Block-NeRF: Scalable Large Scene Neural View Synthesis
Matthew Tancik, Vincent Casser, Xinchen Yan, Sabeek Pradhan, Ben Mildenhall, Pratul P. Srinivasan, Jonathan T. Barron, Henrik Kretzschmar
TL;DR
Block-NeRF addresses the challenge of scaling neural view synthesis to city-scale environments by decomposing large scenes into independently trained Block-NeRFs that are selectively rendered and composited at inference. The approach introduces appearance embeddings, learned pose refinement, exposure conditioning, transient-object masking, and a visibility-augmented merging pipeline to achieve seamless, scalable rendering across blocks. Datasets from San Francisco demonstrate that a grid of 35 Block-NeRFs trained on millions of images can render an entire neighborhood, with ablations validating the value of each component. The work highlights practical implications for large-scale mapping, simulation, and automated city-scale visualization while noting limitations in dynamic content handling and the need for acceleration techniques for real-time use.
Abstract
We present Block-NeRF, a variant of Neural Radiance Fields that can represent large-scale environments.
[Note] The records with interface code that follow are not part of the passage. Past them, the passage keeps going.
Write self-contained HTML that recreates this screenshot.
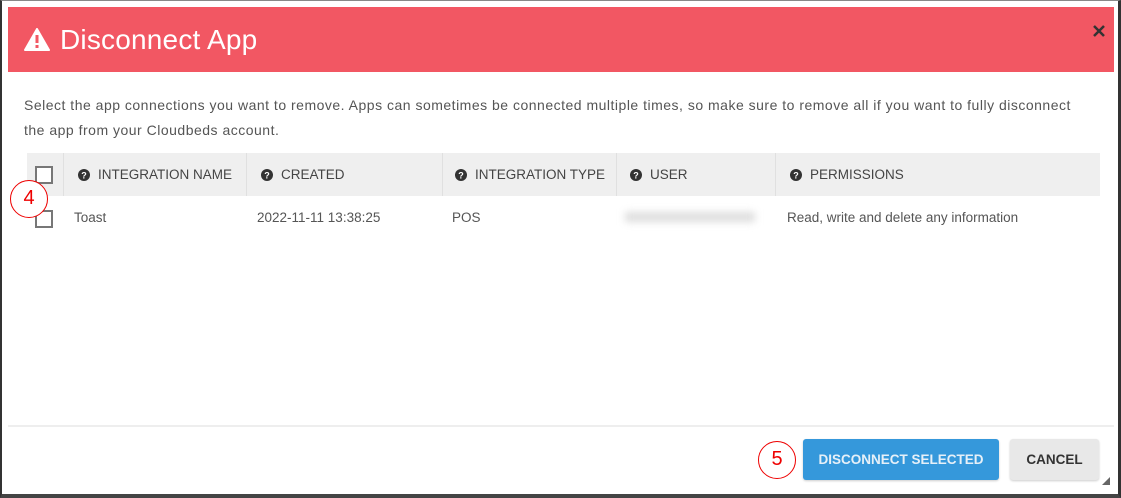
<!DOCTYPE html>
<html><head><meta charset="utf-8"><style>
*{margin:0;padding:0;box-sizing:border-box}
html,body{width:1121px;height:498px;overflow:hidden;background:#fff;font-family:"Liberation Sans",sans-serif}
.frame{position:absolute;left:0;top:0;width:1121px;height:498px;border-left:2px solid #333;border-right:3px solid #333;border-bottom:4px solid #444;border-top:1px solid #888}
.hdr{position:absolute;left:8px;top:7px;width:1106px;height:65px;background:#f25763;color:#fff}
.hdr .t{position:absolute;left:52px;top:17px;font-size:28px;letter-spacing:0.2px}
.hdr svg.warn{position:absolute;left:16px;top:21px}
.x{position:absolute;left:1084px;top:17px}
.desc{position:absolute;left:24px;top:93px;font-size:14px;letter-spacing:0.5px;color:#555;line-height:25px;width:1070px}
.th{position:absolute;left:27px;top:153px;width:1073px;height:43px;background:#efefef}
.div{position:absolute;top:153px;width:1px;height:43px;background:#e0e0e0}
.hc{position:absolute;top:167px;font-size:13.5px;color:#444;display:flex;align-items:center}
.hc svg{margin-right:8px}
.cb{position:absolute;width:18px;height:18px;border:2px solid #777;background:#fff}
.td{position:absolute;top:210px;font-size:13.5px;color:#555}
.circ{position:absolute;width:38px;height:38px;border:1.5px solid #e00;border-radius:50%;color:#e00;font-size:20px;text-align:center;line-height:35px;background:#fff}
.fl{position:absolute;left:8px;top:425px;width:1106px;height:2px;background:#eee}
.btn{position:absolute;top:439px;height:41px;border-radius:3px;font-size:13.5px;font-weight:bold;text-align:center;line-height:41px}
</style></head><body>
<div class="frame"></div>
<div class="hdr">
<svg class="warn" width="26" height="23" viewBox="0 0 26 23"><path d="M13 1 L25 22 L1 22 Z" fill="#fff" stroke="#fff" stroke-width="2" stroke-linejoin="round"/><rect x="11.5" y="7" width="3" height="8" fill="#f25763"/><rect x="11.5" y="17" width="3" height="3" fill="#f25763"/></svg>
<div class="t">Disconnect App</div>
<svg class="x" width="14" height="14" viewBox="0 0 14 14"><path d="M2 2L12 12M12 2L2 12" stroke="#333" stroke-width="2.5"/></svg>
</div>
<div class="desc">Select the app connections you want to remove. Apps can sometimes be connected multiple times, so make sure to remove all if you want to fully disconnect the app from your Cloudbeds account.</div>
<div class="th"></div>
<div class="div" style="left:63px"></div><div class="div" style="left:246px"></div><div class="div" style="left:442px"></div><div class="div" style="left:616px"></div><div class="div" style="left:775px"></div>
<div class="cb" style="left:35px;top:166px"></div>
<div class="cb" style="left:35px;top:210px"></div>
<svg width="0" height="0" style="position:absolute"><defs><g id="q"><circle cx="6" cy="6" r="6" fill="#333"/><text x="6" y="9.5" font-size="9" font-weight="bold" fill="#fff" text-anchor="middle" font-family="Liberation Sans">?</text></g></defs></svg>
<div class="hc" style="left:78px"><svg width="12" height="12"><use href="#q"/></svg>INTEGRATION NAME</div>
<div class="hc" style="left:261px"><svg width="12" height="12"><use href="#q"/></svg>CREATED</div>
<div class="hc" style="left:455px"><svg width="12" height="12"><use href="#q"/></svg>INTEGRATION TYPE</div>
<div class="hc" style="left:630px"><svg width="12" height="12"><use href="#q"/></svg>USER</div>
<div class="hc" style="left:790px"><svg width="12" height="12"><use href="#q"/></svg>PERMISSIONS</div>
<div class="td" style="left:74px">Toast</div>
<div class="td" style="left:257px">2022-11-11 13:38:25</div>
<div class="td" style="left:452px">POS</div>
<div style="position:absolute;left:625px;top:212px;width:130px;height:10px;background:#ddd;filter:blur(4px)"></div>
<div class="td" style="left:787px">Read, write and delete any information</div>
<div class="circ" style="left:10px;top:180px">4</div>
<div class="fl"></div>
<div class="circ" style="left:758px;top:441px">5</div>
<div class="btn" style="left:803px;width:196px;background:#3598db;color:#e6f0f8;box-shadow:0 1px 2px rgba(0,0,0,.2)">DISCONNECT SELECTED</div>
<div class="btn" style="left:1010px;width:89px;background:#e8e8e8;color:#333;box-shadow:0 1px 2px rgba(0,0,0,.2)">CANCEL</div>
<svg style="position:absolute;left:1101px;top:476px" width="10" height="10"><path d="M9 1L9 9L1 9Z" fill="#666"/></svg>
</body></html>
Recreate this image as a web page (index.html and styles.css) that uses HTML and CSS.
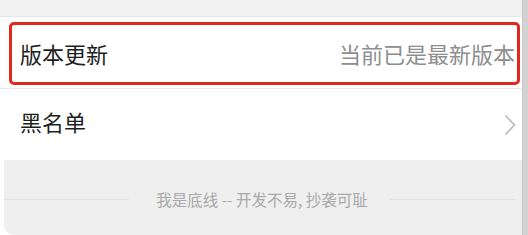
FILE: index.html
```html
<!DOCTYPE html>
<html lang="zh-CN">
<head>
<meta charset="utf-8">
<link rel="stylesheet" href="styles.css">
</head>
<body>
<div class="page">
  <div class="main">
    <div class="top-band"></div>
    <div class="row row-first">
      <div class="highlight">
        <span class="title">版本更新</span>
        <span class="value">当前已是最新版本</span>
      </div>
    </div>
    <div class="row row-second">
      <span class="title">黑名单</span>
      <svg class="chevron" width="12" height="22" viewBox="0 0 12 22"><path d="M1.5 1.5 L10.5 11 L1.5 20.5" fill="none" stroke="#b8b8b8" stroke-width="1.6"/></svg>
    </div>
    <div class="footer">
      <span class="line line-left"></span>
      <span class="footer-text">我是底线 -- 开发不易, 抄袭可耻</span>
      <span class="line line-right"></span>
    </div>
  </div>
  <div class="scrollbar"></div>
</div>
</body>
</html>
```
FILE: styles.css
```css
html, body {
  margin: 0;
  padding: 0;
  background: #ffffff;
}
body {
  font-family: "Noto Sans CJK SC", "Noto Sans", sans-serif;
  width: 528px;
  height: 235px;
  overflow: hidden;
}
.page {
  display: flex;
  width: 528px;
  height: 235px;
}
.main {
  width: 522px;
  display: flex;
  flex-direction: column;
}
.scrollbar {
  width: 6px;
  background: #d2d2d2;
  border-left: 1px solid #c8c8c8;
  box-sizing: border-box;
}
.top-band {
  height: 16px;
  background: #f1f1f1;
  border-bottom: 1px solid #e4e4e4;
}
.row {
  background: #ffffff;
  box-sizing: border-box;
}
.row-first {
  height: 72px;
  padding: 5px 2px 3px 9px;
  border-bottom: 1px solid #e8e8e8;
}
.highlight {
  height: 100%;
  box-sizing: border-box;
  border: 3px solid #e2271d;
  border-radius: 5px;
  display: flex;
  align-items: center;
  justify-content: space-between;
  padding: 0 2px 2px 8px;
}
.title {
  font-size: 22px;
  color: #1e1e1e;
  line-height: 1;
}
.value {
  font-size: 22px;
  color: #8e8e8e;
  line-height: 1;
}
.row-second {
  height: 71px;
  display: flex;
  align-items: center;
  justify-content: space-between;
  padding: 0 6px 0 20px;
}
.row-second .title {
  margin-top: -8px;
}
.chevron {
  display: block;
  margin-top: 0;
}
.footer {
  flex: 1;
  margin-left: 4px;
  background: #efefef;
  border-bottom-left-radius: 10px;
  display: flex;
  align-items: center;
  padding: 4px 7px 0 0;
}
.line {
  flex: 1;
  height: 1px;
  background: #e3e3e3;
}
.line-left {
  margin-right: 27px;
}
.line-right {
  margin-left: 22px;
}
.footer-text {
  font-size: 15.5px;
  color: #a9a9a9;
  line-height: 1;
}
```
Specifically, we demonstrate that when scaling NeRF to render city-scale scenes spanning multiple blocks, it is vital to decompose the scene into individually trained NeRFs. This decomposition decouples rendering time from scene size, enables rendering to scale to arbitrarily large environments, and allows per-block updates of the environment. We adopt several architectural changes to make NeRF robust to data captured over months under different environmental conditions. We add appearance embeddings, learned pose refinement, and controllable exposure to each individual NeRF, and introduce a procedure for aligning appearance between adjacent NeRFs so that they can be seamlessly combined. We build a grid of Block-NeRFs from 2.8 million images to create the largest neural scene representation to date, capable of rendering an entire neighborhood of San Francisco.